> [Material]

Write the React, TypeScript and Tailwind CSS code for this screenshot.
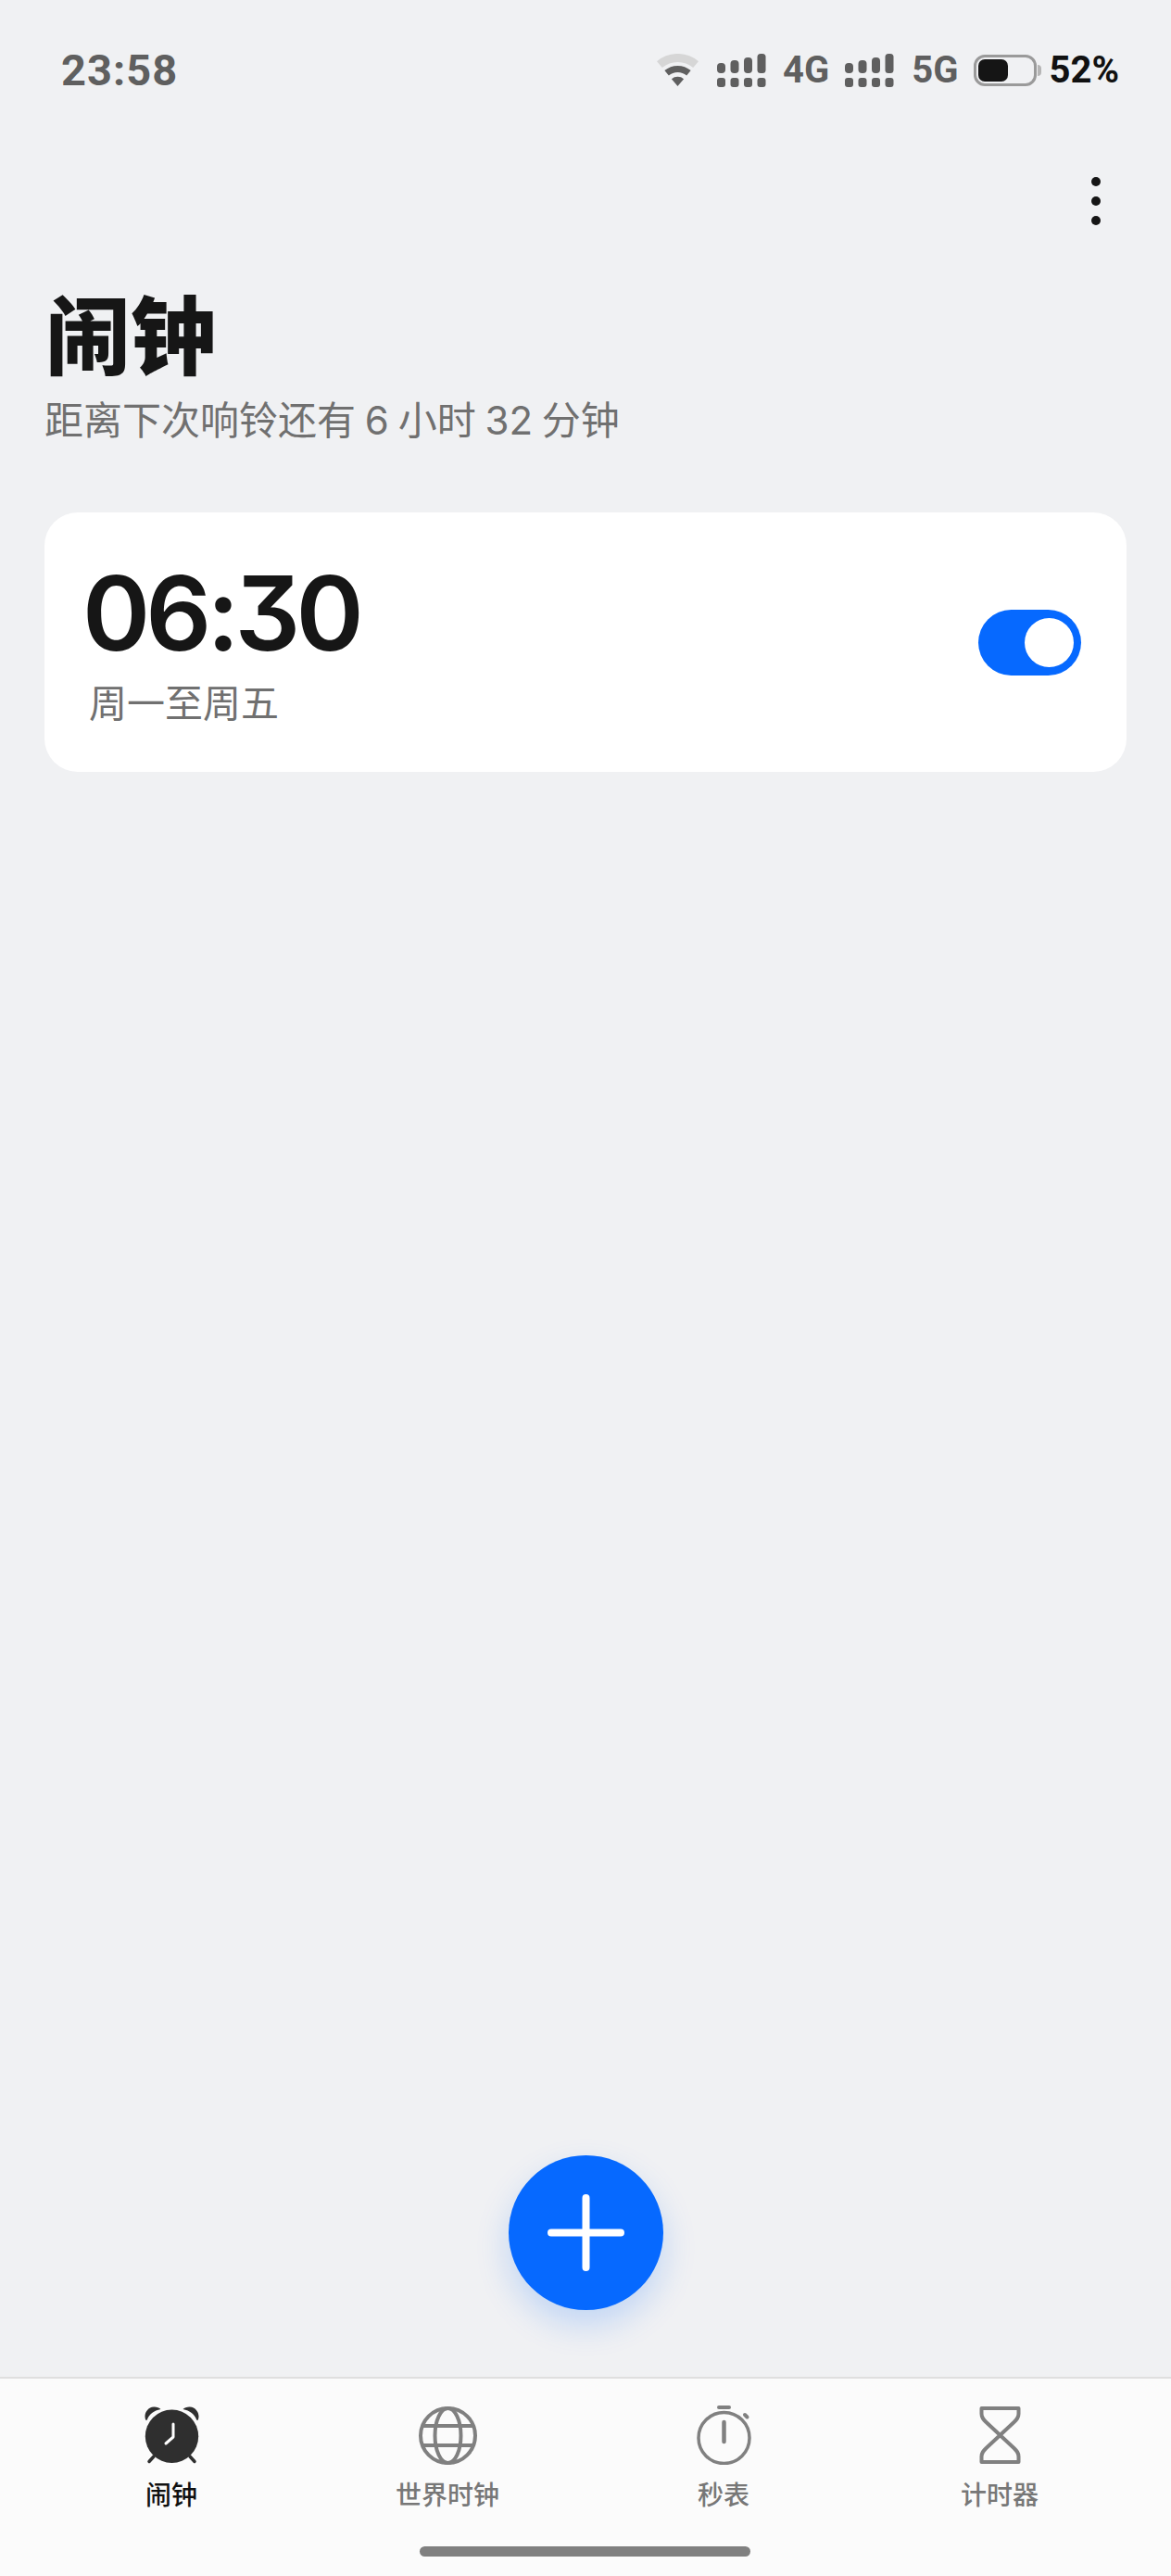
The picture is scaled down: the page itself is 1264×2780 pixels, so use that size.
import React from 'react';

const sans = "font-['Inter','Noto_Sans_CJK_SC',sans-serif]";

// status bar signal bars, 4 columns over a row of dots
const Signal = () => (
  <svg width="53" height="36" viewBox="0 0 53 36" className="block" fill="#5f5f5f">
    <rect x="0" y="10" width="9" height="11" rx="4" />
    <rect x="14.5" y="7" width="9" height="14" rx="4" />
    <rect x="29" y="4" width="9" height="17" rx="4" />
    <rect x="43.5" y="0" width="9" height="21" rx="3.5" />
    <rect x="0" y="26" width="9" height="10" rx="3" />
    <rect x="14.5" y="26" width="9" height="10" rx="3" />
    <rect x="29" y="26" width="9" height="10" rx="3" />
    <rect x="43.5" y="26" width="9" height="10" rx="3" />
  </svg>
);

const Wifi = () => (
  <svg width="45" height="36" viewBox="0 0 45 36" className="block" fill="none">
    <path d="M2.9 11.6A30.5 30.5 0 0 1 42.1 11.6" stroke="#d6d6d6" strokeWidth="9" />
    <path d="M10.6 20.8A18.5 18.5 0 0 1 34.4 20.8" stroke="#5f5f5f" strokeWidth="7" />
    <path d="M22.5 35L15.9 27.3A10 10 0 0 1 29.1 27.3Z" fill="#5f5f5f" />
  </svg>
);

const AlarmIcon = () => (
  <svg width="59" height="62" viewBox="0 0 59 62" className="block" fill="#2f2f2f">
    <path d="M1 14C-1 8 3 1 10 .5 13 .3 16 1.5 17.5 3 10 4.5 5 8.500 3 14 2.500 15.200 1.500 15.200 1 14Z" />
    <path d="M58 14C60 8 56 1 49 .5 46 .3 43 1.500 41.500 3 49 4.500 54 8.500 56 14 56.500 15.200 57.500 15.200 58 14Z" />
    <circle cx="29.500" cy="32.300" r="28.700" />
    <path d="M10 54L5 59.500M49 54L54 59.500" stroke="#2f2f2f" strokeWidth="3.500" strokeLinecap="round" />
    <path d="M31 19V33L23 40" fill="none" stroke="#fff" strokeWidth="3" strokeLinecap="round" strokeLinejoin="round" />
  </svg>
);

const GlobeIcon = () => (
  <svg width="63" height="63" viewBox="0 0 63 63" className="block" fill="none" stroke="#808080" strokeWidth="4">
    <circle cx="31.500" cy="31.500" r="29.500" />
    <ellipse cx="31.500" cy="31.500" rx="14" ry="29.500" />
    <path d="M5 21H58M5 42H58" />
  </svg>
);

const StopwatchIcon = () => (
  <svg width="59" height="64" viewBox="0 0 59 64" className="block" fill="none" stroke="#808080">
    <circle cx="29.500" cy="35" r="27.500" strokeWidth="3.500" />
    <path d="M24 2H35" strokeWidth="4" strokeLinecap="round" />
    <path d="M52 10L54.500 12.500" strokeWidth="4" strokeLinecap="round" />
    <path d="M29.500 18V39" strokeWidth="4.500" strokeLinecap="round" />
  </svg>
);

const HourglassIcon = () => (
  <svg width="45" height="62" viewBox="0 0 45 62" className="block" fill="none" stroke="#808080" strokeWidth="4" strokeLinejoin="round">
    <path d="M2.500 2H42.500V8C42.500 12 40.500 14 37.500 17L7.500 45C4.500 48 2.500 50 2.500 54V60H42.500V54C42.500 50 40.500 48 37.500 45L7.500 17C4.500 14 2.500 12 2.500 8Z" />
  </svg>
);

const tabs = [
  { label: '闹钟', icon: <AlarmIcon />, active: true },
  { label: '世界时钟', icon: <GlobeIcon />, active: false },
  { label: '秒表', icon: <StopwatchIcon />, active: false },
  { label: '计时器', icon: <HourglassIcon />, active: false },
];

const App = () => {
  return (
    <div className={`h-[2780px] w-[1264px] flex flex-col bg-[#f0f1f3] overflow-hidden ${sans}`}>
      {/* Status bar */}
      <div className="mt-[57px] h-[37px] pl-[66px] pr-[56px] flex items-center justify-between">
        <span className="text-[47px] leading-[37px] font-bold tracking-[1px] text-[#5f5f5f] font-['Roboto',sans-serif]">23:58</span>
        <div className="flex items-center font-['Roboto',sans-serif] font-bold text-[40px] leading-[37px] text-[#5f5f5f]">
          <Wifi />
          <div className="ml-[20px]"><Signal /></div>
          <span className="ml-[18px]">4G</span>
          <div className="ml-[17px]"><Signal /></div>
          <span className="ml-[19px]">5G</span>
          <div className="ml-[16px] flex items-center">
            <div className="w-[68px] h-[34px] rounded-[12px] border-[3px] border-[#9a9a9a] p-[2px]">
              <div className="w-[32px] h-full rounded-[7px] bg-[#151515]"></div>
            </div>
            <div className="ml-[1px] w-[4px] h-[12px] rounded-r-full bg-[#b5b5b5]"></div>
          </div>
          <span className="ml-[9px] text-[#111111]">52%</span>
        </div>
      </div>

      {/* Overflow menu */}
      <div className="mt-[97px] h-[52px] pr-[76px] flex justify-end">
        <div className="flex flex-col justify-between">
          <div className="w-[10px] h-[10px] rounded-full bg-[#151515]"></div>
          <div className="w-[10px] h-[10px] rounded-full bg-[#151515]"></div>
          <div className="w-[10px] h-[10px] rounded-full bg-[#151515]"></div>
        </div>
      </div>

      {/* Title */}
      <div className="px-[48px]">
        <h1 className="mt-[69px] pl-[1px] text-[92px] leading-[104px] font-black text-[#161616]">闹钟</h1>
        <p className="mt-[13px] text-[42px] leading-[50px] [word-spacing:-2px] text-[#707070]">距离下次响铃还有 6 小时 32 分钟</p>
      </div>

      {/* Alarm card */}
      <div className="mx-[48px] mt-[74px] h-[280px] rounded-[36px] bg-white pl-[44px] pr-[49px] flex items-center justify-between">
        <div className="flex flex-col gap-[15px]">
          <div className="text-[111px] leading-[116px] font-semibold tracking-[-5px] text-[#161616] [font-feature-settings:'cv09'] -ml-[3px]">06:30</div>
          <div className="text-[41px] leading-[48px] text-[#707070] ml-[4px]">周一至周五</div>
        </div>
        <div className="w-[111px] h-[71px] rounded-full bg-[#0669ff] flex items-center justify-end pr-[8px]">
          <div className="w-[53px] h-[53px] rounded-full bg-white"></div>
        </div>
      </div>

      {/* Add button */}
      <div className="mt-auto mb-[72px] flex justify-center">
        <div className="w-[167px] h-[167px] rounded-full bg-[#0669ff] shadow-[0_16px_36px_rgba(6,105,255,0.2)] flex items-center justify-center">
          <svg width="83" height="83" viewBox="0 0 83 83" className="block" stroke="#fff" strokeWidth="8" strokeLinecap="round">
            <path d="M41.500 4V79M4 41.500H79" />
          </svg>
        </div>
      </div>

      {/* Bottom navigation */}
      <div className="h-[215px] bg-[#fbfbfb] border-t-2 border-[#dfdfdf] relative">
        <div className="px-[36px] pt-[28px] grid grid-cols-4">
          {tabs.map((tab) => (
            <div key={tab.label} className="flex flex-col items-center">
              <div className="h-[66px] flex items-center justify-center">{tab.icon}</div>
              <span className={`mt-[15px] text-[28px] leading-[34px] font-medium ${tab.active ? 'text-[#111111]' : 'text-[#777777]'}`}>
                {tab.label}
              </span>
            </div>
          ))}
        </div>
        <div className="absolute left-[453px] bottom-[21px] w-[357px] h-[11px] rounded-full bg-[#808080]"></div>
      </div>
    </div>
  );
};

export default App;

> [What the exercise asks] Each line that has the word "React" should be copied.

> [Task answer]
Write the React, TypeScript and Tailwind CSS code for this screenshot.
import React from 'react';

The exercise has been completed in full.